* **What is expected**:
Check each line of the listing below for the string "full", and give only how many lines hold it.

* **Source excerpt**:
= = = =
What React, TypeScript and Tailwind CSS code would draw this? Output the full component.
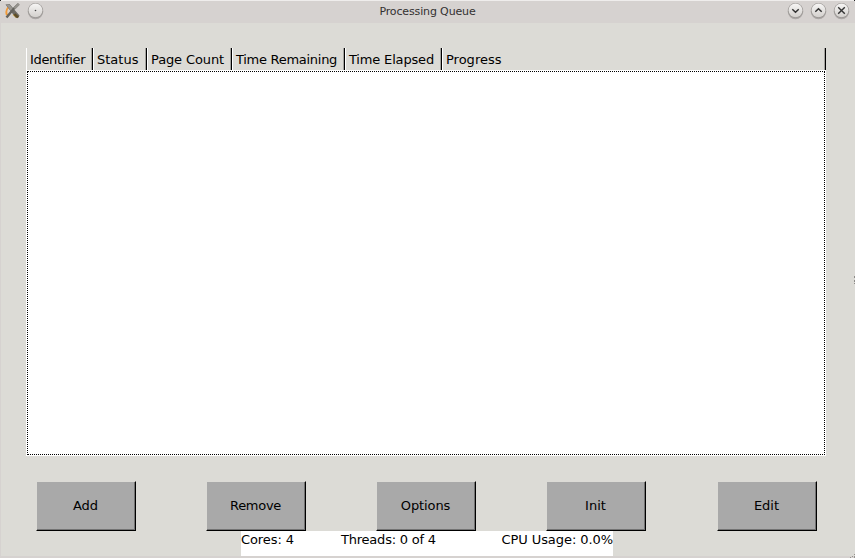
import type { ReactNode } from "react";

const columns = [
  { label: "Identifier", style: "w-[67px] tracking-[-0.34px]" },
  { label: "Status", style: "w-[54px]" },
  { label: "Page Count", style: "w-[85px] tracking-[-0.12px]" },
  { label: "Time Remaining", style: "w-[113px] tracking-[-0.28px]" },
  { label: "Time Elapsed", style: "w-[97px] tracking-[-0.17px]" },
  { label: "Progress", style: "w-[384px]" },
];

function HeaderCell({ label, style }: { label: string; style: string }) {
  return (
    <div
      className={`${style} flex h-[22px] shrink-0 border-r border-l border-r-black border-l-white`}
    >
      <span className="flex-1 border-r border-[#a4a39f] pl-[3px] leading-[23px] whitespace-nowrap">
        {label}
      </span>
    </div>
  );
}

function ActionButton({ label, className = "" }: { label: string; className?: string }) {
  return (
    <button
      className={`${className} h-[50px] w-[100px] shrink-0 border border-t-[#dcdbd6] border-r-black border-b-black border-l-[#dcdbd6]`}
    >
      <span className="flex h-full items-center justify-center border-r border-b border-[#737373] bg-[#a9a9a9]">
        {label}
      </span>
    </button>
  );
}

function RoundButton({ children }: { children: ReactNode }) {
  return (
    <svg width="17" height="18" viewBox="0 0 17 18" className="shrink-0">
      <defs>
        <linearGradient id="knob" x1="0" y1="0" x2="0" y2="1">
          <stop offset="0" stopColor="#f7f6f5" />
          <stop offset="1" stopColor="#d3d0cd" />
        </linearGradient>
      </defs>
      <circle cx="8.5" cy="9.4" r="7.8" fill="#aaa6a4" />
      <circle cx="8.5" cy="8.5" r="7.5" fill="#999693" />
      <circle cx="8.5" cy="8.3" r="6.9" fill="url(#knob)" />
      {children}
    </svg>
  );
}

function AppIcon() {
  return (
    <svg width="16" height="16" viewBox="0 0 16 16" className="mt-px shrink-0">
      <path d="M5 3.5C2 4.5 1 8 1.5 11L4 13" fill="none" stroke="#f29a37" strokeWidth="1.9" />
      <path d="M8 11.5 11 14l3-1.5" fill="none" stroke="#e9b74c" strokeWidth="1.5" />
      <path d="M0.5 1.5 4.5 1 14.5 12.5 13 15 10.5 14.5Z" fill="#6d6a64" />
      <path d="M1 1.5 4.5 1.5 8.5 6.5 6.5 8.5Z" fill="#9a9792" />
      <path d="M13.5 1 8.5 6 1.5 14.5" fill="none" stroke="#64625d" strokeWidth="2.4" />
      <path d="M14 0.8 9.5 5.5" stroke="#96938e" strokeWidth="2.4" />
      <path d="M9.5 11 13 14.5" stroke="#5f4d24" strokeWidth="2.4" />
    </svg>
  );
}

export default function App() {
  return (
    <div className="relative flex h-[558px] w-[855px] flex-col overflow-hidden bg-[#dcdbd6] font-['DejaVu_Sans',sans-serif] text-[13px] text-black">
      <header className="flex h-[23px] shrink-0 items-start border-t border-[#efedec] bg-[#d6d2d0] pr-[5px] pl-[5px]">
        <div className="flex w-[120px] gap-[6px] pt-px">
          <AppIcon />
          <RoundButton>
            <circle cx="8.5" cy="8.5" r="0.8" fill="#444" />
          </RoundButton>
        </div>
        <h1 className="flex-1 text-center text-[11px] leading-[21px] tracking-[-0.14px] text-[#333130]">
          Processing Queue
        </h1>
        <div className="flex w-[120px] justify-end gap-[6px] pt-px">
          <RoundButton>
            <path d="M5.3 7.2 8.5 10.2 11.7 7.2" fill="none" stroke="#333" strokeWidth="1.5" />
          </RoundButton>
          <RoundButton>
            <path d="M5.3 9.8 8.5 6.8 11.7 9.8" fill="none" stroke="#333" strokeWidth="1.5" />
          </RoundButton>
          <RoundButton>
            <path d="M5.2 5.2 11.8 11.8M11.8 5.2 5.2 11.8" stroke="#333" strokeWidth="1.4" />
          </RoundButton>
        </div>
      </header>

      <main className="flex h-[533px] shrink-0 flex-col border-l border-[#d6d2d0] pt-[25px] pl-[25px]">
        <div className="flex shrink-0">
          {columns.map((c) => (
            <HeaderCell key={c.label} label={c.label} style={c.style} />
          ))}
        </div>
        <div className="h-[386px] w-[800px] shrink-0 bg-white p-px">
          <div className="h-full border border-dotted border-black" />
        </div>
        <div className="mt-[25px] flex shrink-0 gap-[70px] pl-[10px]">
          <ActionButton label="Add" />
          <ActionButton label="Remove" className="tracking-[-0.3px]" />
          <ActionButton label="Options" className="tracking-[-0.1px]" />
          <ActionButton label="Init" />
          <ActionButton label="Edit" className="ml-px" />
        </div>
        <div className="ml-[215px] flex h-[25px] w-[372px] shrink-0 justify-between bg-white leading-[18px] whitespace-nowrap">
          <span className="w-[100px] tracking-[-0.08px]">Cores: 4</span>
          <span className="flex-1 tracking-[-0.22px]">Threads: 0 of 4</span>
          <span className="tracking-[-0.07px]">CPU Usage: 0.0%</span>
        </div>
      </main>
      <footer className="h-[2px] shrink-0 bg-[#d6d2d0]" />

      <svg className="absolute top-[275px] right-0" width="2" height="10" fill="#8d8b88">
        <path d="M1 1h1v2h-1zM1 5h1v2h-1zM1 8h1v1h-1z" />
      </svg>
      <svg className="absolute right-0 bottom-0" width="5" height="5" fill="#96938f">
        <path d="M4 1h1v1h-1zM2 3h1v1h-1zM4 3h1v2h-1zM0 4h1v1h-1z" />
      </svg>
      <svg className="absolute top-0 left-0" width="855" height="1">
        <path d="M0 0h1v1h-1zM854 0h1v1h-1z" fill="#222" />
      </svg>
    </div>
  );
}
= = = =
* **Final result**:
3